» Problem details
Set down exactly the lines of the listing below, please, beginning with the first and ending with the line that holds "string; value: number;".

» Dataset excerpt
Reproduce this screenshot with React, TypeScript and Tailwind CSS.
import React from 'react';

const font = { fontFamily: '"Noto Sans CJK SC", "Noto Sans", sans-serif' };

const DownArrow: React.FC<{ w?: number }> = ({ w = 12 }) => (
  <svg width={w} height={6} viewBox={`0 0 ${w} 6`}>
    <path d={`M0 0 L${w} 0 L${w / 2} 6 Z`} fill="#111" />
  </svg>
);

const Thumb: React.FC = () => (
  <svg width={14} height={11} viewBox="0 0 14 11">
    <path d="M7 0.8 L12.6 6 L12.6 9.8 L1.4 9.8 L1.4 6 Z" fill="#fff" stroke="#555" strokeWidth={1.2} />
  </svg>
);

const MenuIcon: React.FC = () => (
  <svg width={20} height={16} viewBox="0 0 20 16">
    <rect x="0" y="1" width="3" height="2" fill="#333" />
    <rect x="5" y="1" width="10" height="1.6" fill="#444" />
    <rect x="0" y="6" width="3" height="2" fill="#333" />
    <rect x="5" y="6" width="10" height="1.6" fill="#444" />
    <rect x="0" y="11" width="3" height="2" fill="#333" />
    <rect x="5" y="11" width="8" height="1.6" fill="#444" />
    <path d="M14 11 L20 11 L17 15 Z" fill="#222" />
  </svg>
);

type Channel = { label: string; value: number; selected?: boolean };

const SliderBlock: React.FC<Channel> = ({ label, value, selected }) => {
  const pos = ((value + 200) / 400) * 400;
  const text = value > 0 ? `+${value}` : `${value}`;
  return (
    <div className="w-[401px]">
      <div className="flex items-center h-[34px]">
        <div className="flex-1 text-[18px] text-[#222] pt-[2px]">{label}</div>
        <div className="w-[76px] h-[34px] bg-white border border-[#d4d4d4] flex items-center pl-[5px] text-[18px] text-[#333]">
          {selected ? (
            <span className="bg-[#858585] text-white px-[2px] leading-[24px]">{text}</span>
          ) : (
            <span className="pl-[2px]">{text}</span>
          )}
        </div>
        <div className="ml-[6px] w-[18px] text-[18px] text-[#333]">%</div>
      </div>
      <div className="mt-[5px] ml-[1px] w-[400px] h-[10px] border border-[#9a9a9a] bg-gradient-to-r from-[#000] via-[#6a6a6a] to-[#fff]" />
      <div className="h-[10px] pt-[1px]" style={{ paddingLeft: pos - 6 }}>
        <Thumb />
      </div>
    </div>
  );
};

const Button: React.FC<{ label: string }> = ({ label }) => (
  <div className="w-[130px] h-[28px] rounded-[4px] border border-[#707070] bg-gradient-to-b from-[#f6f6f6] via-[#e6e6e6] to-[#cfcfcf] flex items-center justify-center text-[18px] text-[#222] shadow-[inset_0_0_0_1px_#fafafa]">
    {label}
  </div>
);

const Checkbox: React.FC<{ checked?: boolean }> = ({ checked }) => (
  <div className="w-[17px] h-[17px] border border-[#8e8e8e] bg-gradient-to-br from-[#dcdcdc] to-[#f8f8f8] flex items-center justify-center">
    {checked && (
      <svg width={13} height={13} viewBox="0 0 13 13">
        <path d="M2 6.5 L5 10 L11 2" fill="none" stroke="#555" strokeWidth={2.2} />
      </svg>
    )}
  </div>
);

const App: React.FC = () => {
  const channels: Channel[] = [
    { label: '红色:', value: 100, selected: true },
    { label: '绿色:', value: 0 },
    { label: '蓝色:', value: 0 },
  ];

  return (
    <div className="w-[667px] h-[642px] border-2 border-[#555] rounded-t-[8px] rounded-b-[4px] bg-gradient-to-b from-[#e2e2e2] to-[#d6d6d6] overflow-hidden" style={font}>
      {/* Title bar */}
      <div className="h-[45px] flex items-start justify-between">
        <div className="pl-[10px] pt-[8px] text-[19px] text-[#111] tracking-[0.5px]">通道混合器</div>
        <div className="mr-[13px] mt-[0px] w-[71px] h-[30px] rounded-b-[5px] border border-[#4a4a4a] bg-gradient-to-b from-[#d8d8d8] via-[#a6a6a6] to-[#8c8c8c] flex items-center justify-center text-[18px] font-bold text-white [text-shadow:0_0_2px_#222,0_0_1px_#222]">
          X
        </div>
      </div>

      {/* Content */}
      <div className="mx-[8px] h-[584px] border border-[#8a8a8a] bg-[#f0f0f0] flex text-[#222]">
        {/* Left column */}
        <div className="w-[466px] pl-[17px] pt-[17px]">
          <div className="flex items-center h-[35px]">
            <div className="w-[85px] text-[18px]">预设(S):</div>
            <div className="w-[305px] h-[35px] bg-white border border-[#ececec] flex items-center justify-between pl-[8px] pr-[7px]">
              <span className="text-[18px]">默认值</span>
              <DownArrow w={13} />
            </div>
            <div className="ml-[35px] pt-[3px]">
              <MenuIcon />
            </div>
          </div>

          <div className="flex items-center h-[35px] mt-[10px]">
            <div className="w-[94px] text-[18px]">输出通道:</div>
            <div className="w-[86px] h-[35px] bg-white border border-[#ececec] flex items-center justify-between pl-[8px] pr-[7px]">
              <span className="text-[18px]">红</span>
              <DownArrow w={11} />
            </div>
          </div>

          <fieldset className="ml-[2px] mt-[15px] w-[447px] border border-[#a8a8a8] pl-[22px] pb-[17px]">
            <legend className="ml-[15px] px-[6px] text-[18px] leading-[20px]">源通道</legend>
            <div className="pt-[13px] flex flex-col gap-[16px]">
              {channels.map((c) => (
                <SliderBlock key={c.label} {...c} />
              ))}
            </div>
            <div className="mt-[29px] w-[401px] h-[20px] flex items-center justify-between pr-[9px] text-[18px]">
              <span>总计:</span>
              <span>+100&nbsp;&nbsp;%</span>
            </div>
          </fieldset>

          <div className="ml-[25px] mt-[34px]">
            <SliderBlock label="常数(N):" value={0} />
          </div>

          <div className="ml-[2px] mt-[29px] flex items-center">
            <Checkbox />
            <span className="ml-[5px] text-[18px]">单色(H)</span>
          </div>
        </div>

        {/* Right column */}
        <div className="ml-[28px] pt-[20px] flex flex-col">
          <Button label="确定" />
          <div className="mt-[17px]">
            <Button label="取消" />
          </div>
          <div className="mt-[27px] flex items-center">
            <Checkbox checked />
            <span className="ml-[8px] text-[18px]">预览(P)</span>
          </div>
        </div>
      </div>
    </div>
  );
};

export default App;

» Task solution
Reproduce this screenshot with React, TypeScript and Tailwind CSS.
import React from 'react';

const font = { fontFamily: '"Noto Sans CJK SC", "Noto Sans", sans-serif' };

const DownArrow: React.FC<{ w?: number }> = ({ w = 12 }) => (
  <svg width={w} height={6} viewBox={`0 0 ${w} 6`}>
    <path d={`M0 0 L${w} 0 L${w / 2} 6 Z`} fill="#111" />
  </svg>
);

const Thumb: React.FC = () => (
  <svg width={14} height={11} viewBox="0 0 14 11">
    <path d="M7 0.8 L12.6 6 L12.6 9.8 L1.4 9.8 L1.4 6 Z" fill="#fff" stroke="#555" strokeWidth={1.2} />
  </svg>
);

const MenuIcon: React.FC = () => (
  <svg width={20} height={16} viewBox="0 0 20 16">
    <rect x="0" y="1" width="3" height="2" fill="#333" />
    <rect x="5" y="1" width="10" height="1.6" fill="#444" />
    <rect x="0" y="6" width="3" height="2" fill="#333" />
    <rect x="5" y="6" width="10" height="1.6" fill="#444" />
    <rect x="0" y="11" width="3" height="2" fill="#333" />
    <rect x="5" y="11" width="8" height="1.6" fill="#444" />
    <path d="M14 11 L20 11 L17 15 Z" fill="#222" />
  </svg>
);

type Channel = { label: string; value: number; selected?: boolean };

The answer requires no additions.